Background and purpose: Recombinant human erythropoietin (rhEPO; Epoetin-alpha; PROCRITtrade mark) has been shown to exert neuroprotective and restorative effects in a variety of CNS injury models. However, limited information is available regarding the dose levels required for these beneficial effects or the neuronal responses that may underlie them. Here we have investigated the dose-response to rhEPO and compared the effects of rhEPO with those of carbamylated rhEPO (CEPO) in a model of cerebral stroke in rats.

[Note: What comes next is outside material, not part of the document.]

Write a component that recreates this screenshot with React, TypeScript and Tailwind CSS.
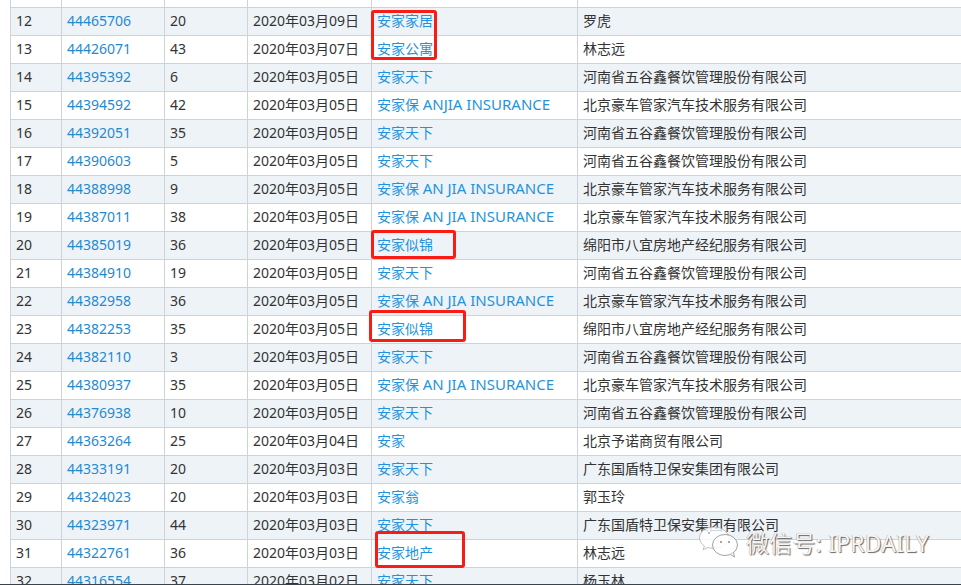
const rows = [
  ["12", "44465706", "20", "2020年03月09日", "安家家居", "罗虎"],
  ["13", "44426071", "43", "2020年03月07日", "安家公寓", "林志远"],
  ["14", "44395392", "6", "2020年03月05日", "安家天下", "河南省五谷鑫餐饮管理股份有限公司"],
  ["15", "44394592", "42", "2020年03月05日", "安家保 ANJIA INSURANCE", "北京豪车管家汽车技术服务有限公司"],
  ["16", "44392051", "35", "2020年03月05日", "安家天下", "河南省五谷鑫餐饮管理股份有限公司"],
  ["17", "44390603", "5", "2020年03月05日", "安家天下", "河南省五谷鑫餐饮管理股份有限公司"],
  ["18", "44388998", "9", "2020年03月05日", "安家保 AN JIA INSURANCE", "北京豪车管家汽车技术服务有限公司"],
  ["19", "44387011", "38", "2020年03月05日", "安家保 AN JIA INSURANCE", "北京豪车管家汽车技术服务有限公司"],
  ["20", "44385019", "36", "2020年03月05日", "安家似锦", "绵阳市八宜房地产经纪服务有限公司"],
  ["21", "44384910", "19", "2020年03月05日", "安家天下", "河南省五谷鑫餐饮管理股份有限公司"],
  ["22", "44382958", "36", "2020年03月05日", "安家保 AN JIA INSURANCE", "北京豪车管家汽车技术服务有限公司"],
  ["23", "44382253", "35", "2020年03月05日", "安家似锦", "绵阳市八宜房地产经纪服务有限公司"],
  ["24", "44382110", "3", "2020年03月05日", "安家天下", "河南省五谷鑫餐饮管理股份有限公司"],
  ["25", "44380937", "35", "2020年03月05日", "安家保 AN JIA INSURANCE", "北京豪车管家汽车技术服务有限公司"],
  ["26", "44376938", "10", "2020年03月05日", "安家天下", "河南省五谷鑫餐饮管理股份有限公司"],
  ["27", "44363264", "25", "2020年03月04日", "安家", "北京予诺商贸有限公司"],
  ["28", "44333191", "20", "2020年03月03日", "安家天下", "广东国盾特卫保安集团有限公司"],
  ["29", "44324023", "20", "2020年03月03日", "安家翁", "郭玉玲"],
  ["30", "44323971", "44", "2020年03月03日", "安家天下", "广东国盾特卫保安集团有限公司"],
  ["31", "44322761", "36", "2020年03月03日", "安家地产", "林志远"],
  ["32", "44316554", "37", "2020年03月02日", "安家天下", "杨玉林"],
];

// the latin part of a mark name sits a bit larger than the chinese part
function MarkName({ name }: { name: string }) {
  const at = name.indexOf(" ");
  if (at < 0) return <>{name}</>;
  return (
    <>
      {name.slice(0, at)} <span className="text-[15px]">{name.slice(at + 1)}</span>
    </>
  );
}

function Row({ cells, shaded }: { cells: string[]; shaded: boolean }) {
  return (
    <div className={`flex h-[28px] shrink-0 border-b border-[#cfd2d6] leading-[25px] ${shaded ? "bg-[#eef3f8]" : "bg-white"}`}>
      <div className="w-[51px] shrink-0 border-r border-[#cfd2d6] pl-[5px] text-[#333]">{cells[0]}</div>
      <div className="w-[103px] shrink-0 border-r border-[#cfd2d6] pl-[5px] text-[#1f8ad0]">{cells[1]}</div>
      <div className="w-[83px] shrink-0 border-r border-[#cfd2d6] pl-[5px] text-[#333]">{cells[2]}</div>
      <div className="w-[124px] shrink-0 border-r border-[#cfd2d6] pl-[5px] text-[#333]">{cells[3]}</div>
      <div className="w-[206px] shrink-0 border-r border-[#cfd2d6] pl-[5px] text-[#1f94dc]">
        <MarkName name={cells[4]} />
      </div>
      <div className="min-w-0 flex-1 whitespace-nowrap pl-[5px] text-[#333]">{cells[5]}</div>
    </div>
  );
}

function WeChatIcon() {
  return (
    <svg width="42" height="34" viewBox="0 0 42 34" fill="none" className="shrink-0">
      <path d="M16 1C8 1 1.500 5.800 1.500 11.800c0 3.300 1.900 6.200 4.900 8.200l-1.300 3.800 4.700-2.300c1.900.5 4 .8 6.200.8 1 0 2-.1 3-.2C27 20 32 16 31 11 29.500 5.500 23.500 1 16 1Z" fill="#ffffff" fillOpacity="0.8" stroke="#a5a5a5" strokeWidth="0.7" />
      <ellipse cx="27" cy="19" rx="12.500" ry="10.500" fill="#ffffff" fillOpacity="0.85" stroke="#8a8a8a" strokeWidth="0.8" />
      <path d="M32.500 28.500l4 2.500-1-4.500" fill="#ffffff" stroke="#8a8a8a" strokeWidth="0.8" />
      <circle cx="23" cy="16" r="1" fill="#888" />
      <circle cx="31" cy="16" r="1" fill="#888" />
      <circle cx="11" cy="7" r="1" fill="#aaa" />
    </svg>
  );
}

export default function App() {
  return (
    <div className="relative h-[585px] w-[961px] overflow-hidden bg-white font-['Noto_Sans','Noto_Sans_CJK_SC',sans-serif] text-[14px]">
      <div className="flex h-[584px] flex-col overflow-hidden pl-[10px]">
        <div className="flex h-[8px] shrink-0 border-b border-l border-[#cfd2d6]">
          <div className="w-[51px] shrink-0 border-r border-[#cfd2d6]" />
          <div className="w-[103px] shrink-0 border-r border-[#cfd2d6]" />
          <div className="w-[83px] shrink-0 border-r border-[#cfd2d6]" />
          <div className="w-[124px] shrink-0 border-r border-[#cfd2d6]" />
          <div className="w-[206px] shrink-0 border-r border-[#cfd2d6]" />
        </div>
        <div className="flex flex-col border-l border-[#cfd2d6]">
          {rows.map((cells, i) => (
            <Row key={cells[0]} cells={cells} shaded={i % 2 === 0} />
          ))}
        </div>
      </div>
      <div className="h-px bg-[#3a424c]" />

      {/* red marker boxes drawn over the screenshot */}
      <div className="absolute left-[371px] top-[10px] h-[50px] w-[66px] rounded-[3px] border-[3px] border-[#f81c14]" />
      <div className="absolute left-[371px] top-[230px] h-[29px] w-[85px] rounded-[3px] border-[3px] border-[#f81c14]" />
      <div className="absolute left-[369px] top-[310px] h-[32px] w-[97px] rounded-[3px] border-[3px] border-[#f81c14]" />
      <div className="absolute left-[375px] top-[531px] h-[37px] w-[90px] rounded-[3px] border-[3px] border-[#f81c14]" />

      {/* watermark */}
      <div className="absolute left-[698px] top-[526px] flex items-center gap-[6px]">
        <WeChatIcon />
        <span className="whitespace-nowrap text-[23px] leading-[30px] tracking-[0.2px] text-[#f4f4f4] [text-shadow:1px_1px_1px_rgba(0,0,0,0.6),-0.5px_-0.5px_0_rgba(0,0,0,0.3)]">
          微信号: IPRDAILY
        </span>
      </div>
    </div>
  );
}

Experimental approach: Rats subjected to embolic middle cerebral artery occlusion (MCAo) were treated with rhEPO or CEPO, starting at 6 h and repeated at 24 and 48 h, after MCAo. Cerebral infarct volumes were assessed at 28 days and neurological impairment at 7, 14, 21 and 28 days, post-MCAo.
Key results: rhEPO at dose levels of 500, 1150 or 5000 IU kg(-1) or CEPO at a dose level of 50 microg kg(-1) significantly reduced cortical infarct volume and reduced neurologic impairment. All doses of rhEPO, but not CEPO, produced a transient increase in haematocrit, while rhEPO and CEPO substantially reduced the number of apoptotic cells and activated microglia in the ischemic boundary region.
Conclusions and implications: These data indicate that rhEPO and CEPO have anti-inflammatory and anti-apoptotic effects, even with administration at 6 h following embolic MCAo in rats. Taken together, these actions of rhEPO and CEPO are likely to contribute to their reduction of neurologic impairment following cerebral ischemia.